Whenever the subject comes up of who Jesus really is, people often leap to one of the same three conclusions – either he is John the Baptizer raised from the dead, he is Elijah, or he is one of the other prophets. But King Herod thinks he knows who he is – he is pretty certain this must be John the Baptizer raised from the dead, come back to haunt him. So, it is at this point in his narrative that Mark offers a flashback to the story of how Herod sent men out to arrest John and put him in prison. Herod actually admired John, but the constant nagging of his wife Herodias forced him to do something. She did not appreciate the fact that John kept telling Herod that he had broken Jewish law by marrying the wife of his brother Philip and she wanted Herod to eliminate John. But Herod feared John, he recognized that he was a messenger of God, so he tried to placate her by having him arrested.
That wasn’t enough for Herodias, she kept plotting in the background for John’s demise. The lavish setting for Herod’s birthday party provides her with the perfect opportunity. She arranges that her daughter will provide entertainment by dancing. Although this story is sometimes told with an erotic edge to it, there is no evidence that was the case. The word for her dancing translates as “joyful dancing” and the word used for “girl” indicates she was about 12 years old. Her dancing pleased Herod and his guests, and in the midst of this party attended by all the important people, and probably fueled by a few goblets of wine, Herod offers to give the girl anything she wishes for, even half of his kingdom. That was the perfect cue for her mother, who instructed her to ask for the head of John the Baptizer.

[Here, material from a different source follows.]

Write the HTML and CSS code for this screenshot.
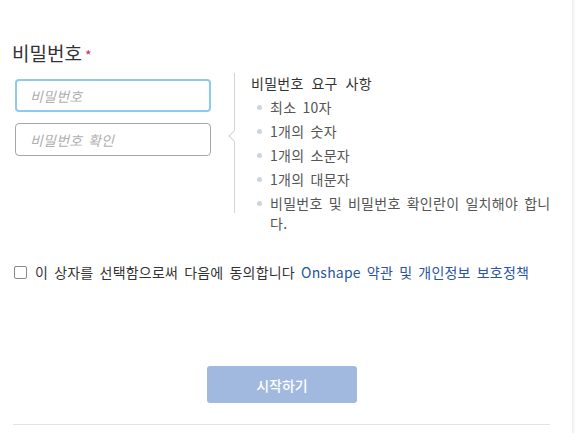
FILE: index.html
```html
<!DOCTYPE html>
<html lang="ko">
<head>
<meta charset="utf-8">
<link rel="stylesheet" href="styles.css">
</head>
<body>
<div class="page">
  <div class="label">비밀번호<span class="req">*</span></div>
  <div class="pw-row">
    <div class="inputs">
      <input class="field focus" type="password" placeholder="비밀번호">
      <input class="field" type="password" placeholder="비밀번호 확인">
    </div>
    <div class="popover">
      <span class="arrow"></span>
      <div class="pop-title">비밀번호 요구 사항</div>
      <ul class="reqs">
        <li>최소 10자</li>
        <li>1개의 숫자</li>
        <li>1개의 소문자</li>
        <li>1개의 대문자</li>
        <li>비밀번호 및 비밀번호 확인란이 일치해야 합니다.</li>
      </ul>
    </div>
  </div>
  <label class="agree">
    <span class="box"></span>
    <span>이 상자를 선택함으로써 다음에 동의합니다 <a class="link">Onshape 약관 및 개인정보 보호정책</a></span>
  </label>
  <div class="actions">
    <button class="start" type="button">시작하기</button>
  </div>
  <div class="divider"></div>
</div>
<div class="edge"></div>
</body>
</html>
```
FILE: styles.css
```css
* { box-sizing: border-box; }
html, body { margin: 0; padding: 0; background: #fff; }
body {
  font-family: "Noto Sans CJK KR", "Noto Sans", sans-serif;
  color: #333;
  width: 575px;
  height: 433px;
  overflow: hidden;
  position: relative;
}
.page {
  padding: 40px 0 0 12px;
  width: 560px;
}
.label {
  font-size: 19px;
  line-height: 26px;
  color: #333;
  display: flex;
  align-items: flex-start;
}
.req {
  color: #c0306a;
  font-size: 14px;
  line-height: 20px;
  margin-left: 3px;
  margin-top: 5px;
}
.pw-row {
  display: flex;
  margin-top: 13px;
}
.inputs {
  display: flex;
  flex-direction: column;
  gap: 11px;
  padding-left: 3px;
  width: 199px;
  flex: none;
}
.field {
  width: 196px;
  height: 33px;
  border: 1px solid #a2a7ad;
  border-radius: 4px;
  padding: 0 14px;
  font-family: "Noto Sans CJK KR", sans-serif;
  font-size: 14px;
  letter-spacing: 0.2px;
  word-spacing: 1.5px;
  outline: none;
  background: #fff;
}
.field.focus {
  border: 2px solid #8ccbef;
  padding: 0 13px;
}
.field::placeholder {
  color: #b0b0b0;
  font-style: italic;
}
.popover {
  position: relative;
  margin-left: 23px;
  margin-top: -6px;
  height: 140px;
  border-left: 1px solid #d4d4d4;
  padding-left: 16px;
  width: 330px;
  flex: none;
}
.arrow {
  position: absolute;
  left: -5px;
  top: 59px;
  width: 8px;
  height: 8px;
  background: #fff;
  border-left: 1px solid #d4d4d4;
  border-bottom: 1px solid #d4d4d4;
  transform: rotate(45deg);
}
.pop-title {
  font-size: 14px;
  line-height: 20px;
  color: #333;
  letter-spacing: 0.3px;
  word-spacing: 3.5px;
}
.reqs {
  list-style: none;
  margin: 4px 0 0;
  padding: 0;
}
.reqs li {
  position: relative;
  padding-left: 19px;
  font-size: 14px;
  line-height: 20px;
  color: #555;
  margin-bottom: 4px;
  letter-spacing: 0.3px;
  word-spacing: 1.8px;
}
.reqs li::before {
  content: "";
  position: absolute;
  left: 6px;
  top: 8px;
  width: 5px;
  height: 5px;
  border-radius: 50%;
  background: #cdd4de;
}
.agree {
  display: flex;
  align-items: center;
  gap: 8px;
  margin-top: 49px;
  padding-left: 2px;
  font-size: 14px;
  line-height: 20px;
  color: #333;
  letter-spacing: 0.2px;
  word-spacing: 2px;
}
.box {
  width: 13px;
  height: 13px;
  border: 1px solid #8a8a8a;
  border-radius: 2px;
  flex: none;
}
.link {
  color: #2a55a0;
}
.actions {
  display: flex;
  justify-content: flex-start;
  margin-top: 84px;
  padding-left: 195px;
}
.start {
  width: 150px;
  height: 37px;
  border: none;
  border-radius: 3px;
  background: #a2b9df;
  color: #fff;
  font-family: "Noto Sans CJK KR", sans-serif;
  font-weight: 500;
  font-size: 14px;
}
.divider {
  margin-top: 21px;
  margin-left: 1px;
  width: 537px;
  height: 1px;
  background: #e3e3e3;
}
.edge {
  position: absolute;
  right: 0;
  top: 0;
  width: 3px;
  height: 433px;
  background: #f7f7f7;
  border-left: 1px solid #eeeeee;
}
```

This is the point where we would say, “be careful what you promise.” Herod finds himself in a completely compromised position. He showed off in front of all his guests, in his big blustery way he promised the girl anything she asked for. Now she has requested the one thing he definitely did not want to do – first of all because he genuinely likes John, he enjoys listening to him, and second of all because he is afraid, he senses that John is an authentic prophet of God.
Herod could have stood firm on principle and done the right thing. He could have explained that the life of a person is not to be bartered for or destroyed in the name of a careless promise made at a party. Yet for all his power and authority, Herod, like so many authoritarian personalities, was really weak. He worried more about losing face in front of his guests than about standing on moral principles. He made a boastful promise to the girl in front of all these men that he ruled over and wanted to impress them. He believed that turning back on his promise would make him look weak.
Again, this story is bracketed by the missionary journey of the twelve. They are sent out just before our text and they return immediately following it. Jesus warned them that some may not welcome them nor hear them. The good news does not resonate with everyone — in fact, it actually offends some people. Mark tells us that twice Herod sends out people: first to arrest John and then to behead him. The contrast between these two “sending out” events is that Jesus sends his followers out to bring health and wholeness to the life of others, whereas Herod sends his employees out to destroy the life of another person. Mark’s return to the story of John’s death at a time when Jesus seems to be enjoying success and popularity introduces a sobering note. It serves as a reminder of what happens to preachers who threaten established authorities. The confusion of identity between Jesus and John implies that a similar fate awaits Jesus.
Lamar Williamson, Jr. (Mark, Interpretation) concludes his comments on this section in his commentary on the Gospel of Mark with: “One way to read the passage, then, is in terms of success versus significance. Success, as the world measures it, seen in the court of Herod. There we find the chief of state and his advisers, the military commanders, the leading people of the country; they are the ones who can afford leisure and pleasure; they can get what they want when they want it. John the Baptist, alone in his cell, doomed and helpless to save his life, appears in shocking contrast to the glitter of the successful people of his time. Our minds are perpetually and perversely fascinated by the wealth, power, and intrigue of Herod’s court; yet the significance of the text lies in the death of that starkly simple prophet in Herod’s prison. The Gospel here invites us to look closely at success … and then choose significance as we follow Jesus on his way.”
There is another contrast in this story – Herod can throw a lavish party for important people. The disciples are sent out by Jesus with no bread, no bag, and no money. Herod has everything, at least according to the way the world judges the value of material things. By that standard, the disciples have nothing, yet Jesus would say that they have everything that they need. This story provides us with a good illustration of Jesus’ words: “For those who want to save their life will lose it, and those who lose their life for my sake, and for the sake of the gospel, will save it.” Ultimately, Herod was haunted by the fact that he ordered the death of an innocent man. John the Baptizer and all of Jesus’ followers are saved by the death of an innocent man. Amen.